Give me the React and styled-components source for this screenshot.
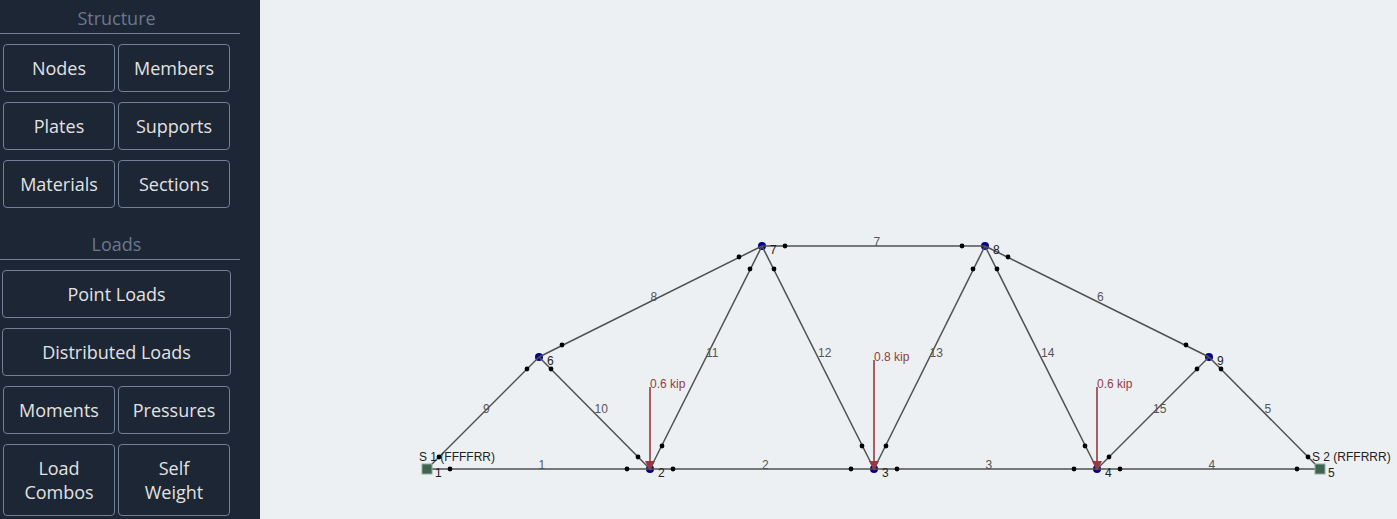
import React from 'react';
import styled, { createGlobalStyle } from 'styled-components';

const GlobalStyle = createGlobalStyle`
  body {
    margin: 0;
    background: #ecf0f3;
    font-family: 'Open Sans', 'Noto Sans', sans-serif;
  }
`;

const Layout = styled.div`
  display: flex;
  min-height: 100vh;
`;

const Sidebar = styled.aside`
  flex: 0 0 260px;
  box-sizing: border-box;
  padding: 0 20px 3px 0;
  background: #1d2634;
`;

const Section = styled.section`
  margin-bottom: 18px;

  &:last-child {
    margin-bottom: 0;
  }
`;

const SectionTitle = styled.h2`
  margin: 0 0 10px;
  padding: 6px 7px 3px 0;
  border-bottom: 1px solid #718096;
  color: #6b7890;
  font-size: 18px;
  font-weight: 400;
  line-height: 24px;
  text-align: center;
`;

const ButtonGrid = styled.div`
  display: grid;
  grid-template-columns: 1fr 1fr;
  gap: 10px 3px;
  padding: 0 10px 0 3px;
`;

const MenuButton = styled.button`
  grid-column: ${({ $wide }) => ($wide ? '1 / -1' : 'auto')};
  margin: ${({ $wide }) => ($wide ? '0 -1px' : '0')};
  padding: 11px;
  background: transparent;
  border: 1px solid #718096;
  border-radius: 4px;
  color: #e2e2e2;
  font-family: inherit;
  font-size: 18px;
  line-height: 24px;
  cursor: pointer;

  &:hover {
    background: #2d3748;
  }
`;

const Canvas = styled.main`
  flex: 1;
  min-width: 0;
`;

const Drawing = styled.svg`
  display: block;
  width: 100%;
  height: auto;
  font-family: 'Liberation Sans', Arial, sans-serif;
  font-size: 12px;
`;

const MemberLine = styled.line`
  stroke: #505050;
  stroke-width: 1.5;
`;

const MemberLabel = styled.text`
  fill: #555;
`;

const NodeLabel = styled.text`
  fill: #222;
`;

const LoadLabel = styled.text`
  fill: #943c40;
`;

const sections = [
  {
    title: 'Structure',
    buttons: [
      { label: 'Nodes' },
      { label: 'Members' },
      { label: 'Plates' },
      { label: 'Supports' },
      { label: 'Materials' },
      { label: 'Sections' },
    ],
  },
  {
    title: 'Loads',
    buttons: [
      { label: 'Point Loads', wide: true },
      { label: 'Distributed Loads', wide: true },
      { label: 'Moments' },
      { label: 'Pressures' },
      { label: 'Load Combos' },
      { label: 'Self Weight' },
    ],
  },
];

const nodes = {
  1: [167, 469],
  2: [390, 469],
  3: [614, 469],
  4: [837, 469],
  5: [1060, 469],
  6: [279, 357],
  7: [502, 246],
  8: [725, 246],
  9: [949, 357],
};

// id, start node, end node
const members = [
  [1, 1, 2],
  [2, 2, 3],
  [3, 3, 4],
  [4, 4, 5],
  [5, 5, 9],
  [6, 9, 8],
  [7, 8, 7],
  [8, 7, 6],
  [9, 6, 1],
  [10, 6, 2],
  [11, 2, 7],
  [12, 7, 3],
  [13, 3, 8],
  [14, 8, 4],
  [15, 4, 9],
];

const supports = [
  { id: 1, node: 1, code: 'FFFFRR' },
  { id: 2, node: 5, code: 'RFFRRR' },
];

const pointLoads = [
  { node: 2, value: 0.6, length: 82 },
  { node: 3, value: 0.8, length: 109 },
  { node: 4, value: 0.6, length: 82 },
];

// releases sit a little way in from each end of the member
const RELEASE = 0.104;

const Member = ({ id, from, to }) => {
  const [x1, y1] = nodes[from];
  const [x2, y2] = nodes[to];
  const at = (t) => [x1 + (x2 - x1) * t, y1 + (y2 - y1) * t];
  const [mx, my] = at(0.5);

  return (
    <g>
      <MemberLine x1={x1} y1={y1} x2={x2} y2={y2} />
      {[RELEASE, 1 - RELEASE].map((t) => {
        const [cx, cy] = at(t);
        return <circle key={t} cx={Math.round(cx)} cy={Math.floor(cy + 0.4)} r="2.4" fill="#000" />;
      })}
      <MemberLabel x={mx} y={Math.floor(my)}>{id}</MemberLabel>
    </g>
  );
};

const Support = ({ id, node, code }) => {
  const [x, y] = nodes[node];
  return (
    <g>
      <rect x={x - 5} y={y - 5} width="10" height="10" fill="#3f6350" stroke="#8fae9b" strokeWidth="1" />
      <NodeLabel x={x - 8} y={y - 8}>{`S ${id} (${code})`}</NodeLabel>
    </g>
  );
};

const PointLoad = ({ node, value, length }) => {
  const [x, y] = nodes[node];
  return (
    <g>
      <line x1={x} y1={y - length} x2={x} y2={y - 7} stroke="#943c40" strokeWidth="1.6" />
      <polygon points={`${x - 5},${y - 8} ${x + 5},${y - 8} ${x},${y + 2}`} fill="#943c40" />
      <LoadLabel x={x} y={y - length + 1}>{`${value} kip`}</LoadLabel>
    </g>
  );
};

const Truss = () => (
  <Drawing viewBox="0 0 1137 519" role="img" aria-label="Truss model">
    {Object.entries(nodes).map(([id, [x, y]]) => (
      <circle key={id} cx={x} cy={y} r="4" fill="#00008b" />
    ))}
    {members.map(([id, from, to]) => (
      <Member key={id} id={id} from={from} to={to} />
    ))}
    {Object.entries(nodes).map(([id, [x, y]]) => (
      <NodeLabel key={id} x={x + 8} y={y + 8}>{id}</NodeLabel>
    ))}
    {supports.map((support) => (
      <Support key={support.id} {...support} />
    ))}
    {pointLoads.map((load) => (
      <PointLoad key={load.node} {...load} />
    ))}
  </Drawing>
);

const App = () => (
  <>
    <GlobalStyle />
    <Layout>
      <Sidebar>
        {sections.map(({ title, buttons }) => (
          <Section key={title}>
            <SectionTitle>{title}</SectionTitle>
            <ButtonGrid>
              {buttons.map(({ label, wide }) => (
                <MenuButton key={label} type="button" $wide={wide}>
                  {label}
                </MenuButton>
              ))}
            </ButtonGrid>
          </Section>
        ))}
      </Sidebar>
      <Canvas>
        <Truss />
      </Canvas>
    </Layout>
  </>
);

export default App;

[Work instructions]
Exclude the pictures. Write out the remaining data exactly.

[In response]
Give me the React and styled-components source for this screenshot.
import React from 'react';
import styled, { createGlobalStyle } from 'styled-components';

const GlobalStyle = createGlobalStyle`
  body {
    margin: 0;
    background: #ecf0f3;
    font-family: 'Open Sans', 'Noto Sans', sans-serif;
  }
`;

const Layout = styled.div`
  display: flex;
  min-height: 100vh;
`;

const Sidebar = styled.aside`
  flex: 0 0 260px;
  box-sizing: border-box;
  padding: 0 20px 3px 0;
  background: #1d2634;
`;

const Section = styled.section`
  margin-bottom: 18px;

  &:last-child {
    margin-bottom: 0;
  }
`;

const SectionTitle = styled.h2`
  margin: 0 0 10px;
  padding: 6px 7px 3px 0;
  border-bottom: 1px solid #718096;
  color: #6b7890;
  font-size: 18px;
  font-weight: 400;
  line-height: 24px;
  text-align: center;
`;

const ButtonGrid = styled.div`
  display: grid;
  grid-template-columns: 1fr 1fr;
  gap: 10px 3px;
  padding: 0 10px 0 3px;
`;

const MenuButton = styled.button`
  grid-column: ${({ $wide }) => ($wide ? '1 / -1' : 'auto')};
  margin: ${({ $wide }) => ($wide ? '0 -1px' : '0')};
  padding: 11px;
  background: transparent;
  border: 1px solid #718096;
  border-radius: 4px;
  color: #e2e2e2;
  font-family: inherit;
  font-size: 18px;
  line-height: 24px;
  cursor: pointer;

  &:hover {
    background: #2d3748;
  }
`;

const Canvas = styled.main`
  flex: 1;
  min-width: 0;
`;

const Drawing = styled.svg`
  display: block;
  width: 100%;
  height: auto;
  font-family: 'Liberation Sans', Arial, sans-serif;
  font-size: 12px;
`;

const MemberLine = styled.line`
  stroke: #505050;
  stroke-width: 1.5;
`;

const MemberLabel = styled.text`
  fill: #555;
`;

const NodeLabel = styled.text`
  fill: #222;
`;

const LoadLabel = styled.text`
  fill: #943c40;
`;

const sections = [
  {
    title: 'Structure',
    buttons: [
      { label: 'Nodes' },
      { label: 'Members' },
      { label: 'Plates' },
      { label: 'Supports' },
      { label: 'Materials' },
      { label: 'Sections' },
    ],
  },
  {
    title: 'Loads',
    buttons: [
      { label: 'Point Loads', wide: true },
      { label: 'Distributed Loads', wide: true },
      { label: 'Moments' },
      { label: 'Pressures' },
      { label: 'Load Combos' },
      { label: 'Self Weight' },
    ],
  },
];

const nodes = {
  1: [167, 469],
  2: [390, 469],
  3: [614, 469],
  4: [837, 469],
  5: [1060, 469],
  6: [279, 357],
  7: [502, 246],
  8: [725, 246],
  9: [949, 357],
};

// id, start node, end node
const members = [
  [1, 1, 2],
  [2, 2, 3],
  [3, 3, 4],
  [4, 4, 5],
  [5, 5, 9],
  [6, 9, 8],
  [7, 8, 7],
  [8, 7, 6],
  [9, 6, 1],
  [10, 6, 2],
  [11, 2, 7],
  [12, 7, 3],
  [13, 3, 8],
  [14, 8, 4],
  [15, 4, 9],
];

const supports = [
  { id: 1, node: 1, code: 'FFFFRR' },
  { id: 2, node: 5, code: 'RFFRRR' },
];

const pointLoads = [
  { node: 2, value: 0.6, length: 82 },
  { node: 3, value: 0.8, length: 109 },
  { node: 4, value: 0.6, length: 82 },
];

// releases sit a little way in from each end of the member
const RELEASE = 0.104;

const Member = ({ id, from, to }) => {
  const [x1, y1] = nodes[from];
  const [x2, y2] = nodes[to];
  const at = (t) => [x1 + (x2 - x1) * t, y1 + (y2 - y1) * t];
  const [mx, my] = at(0.5);

  return (
    <g>
      <MemberLine x1={x1} y1={y1} x2={x2} y2={y2} />
      {[RELEASE, 1 - RELEASE].map((t) => {
        const [cx, cy] = at(t);
        return <circle key={t} cx={Math.round(cx)} cy={Math.floor(cy + 0.4)} r="2.4" fill="#000" />;
      })}
      <MemberLabel x={mx} y={Math.floor(my)}>{id}</MemberLabel>
    </g>
  );
};

const Support = ({ id, node, code }) => {
  const [x, y] = nodes[node];
  return (
    <g>
      <rect x={x - 5} y={y - 5} width="10" height="10" fill="#3f6350" stroke="#8fae9b" strokeWidth="1" />
      <NodeLabel x={x - 8} y={y - 8}>{`S ${id} (${code})`}</NodeLabel>
    </g>
  );
};

const PointLoad = ({ node, value, length }) => {
  const [x, y] = nodes[node];
  return (
    <g>
      <line x1={x} y1={y - length} x2={x} y2={y - 7} stroke="#943c40" strokeWidth="1.6" />
      <polygon points={`${x - 5},${y - 8} ${x + 5},${y - 8} ${x},${y + 2}`} fill="#943c40" />
      <LoadLabel x={x} y={y - length + 1}>{`${value} kip`}</LoadLabel>
    </g>
  );
};

const Truss = () => (
  <Drawing viewBox="0 0 1137 519" role="img" aria-label="Truss model">
    {Object.entries(nodes).map(([id, [x, y]]) => (
      <circle key={id} cx={x} cy={y} r="4" fill="#00008b" />
    ))}
    {members.map(([id, from, to]) => (
      <Member key={id} id={id} from={from} to={to} />
    ))}
    {Object.entries(nodes).map(([id, [x, y]]) => (
      <NodeLabel key={id} x={x + 8} y={y + 8}>{id}</NodeLabel>
    ))}
    {supports.map((support) => (
      <Support key={support.id} {...support} />
    ))}
    {pointLoads.map((load) => (
      <PointLoad key={load.node} {...load} />
    ))}
  </Drawing>
);

const App = () => (
  <>
    <GlobalStyle />
    <Layout>
      <Sidebar>
        {sections.map(({ title, buttons }) => (
          <Section key={title}>
            <SectionTitle>{title}</SectionTitle>
            <ButtonGrid>
              {buttons.map(({ label, wide }) => (
                <MenuButton key={label} type="button" $wide={wide}>
                  {label}
                </MenuButton>
              ))}
            </ButtonGrid>
          </Section>
        ))}
      </Sidebar>
      <Canvas>
        <Truss />
      </Canvas>
    </Layout>
  </>
);

export default App;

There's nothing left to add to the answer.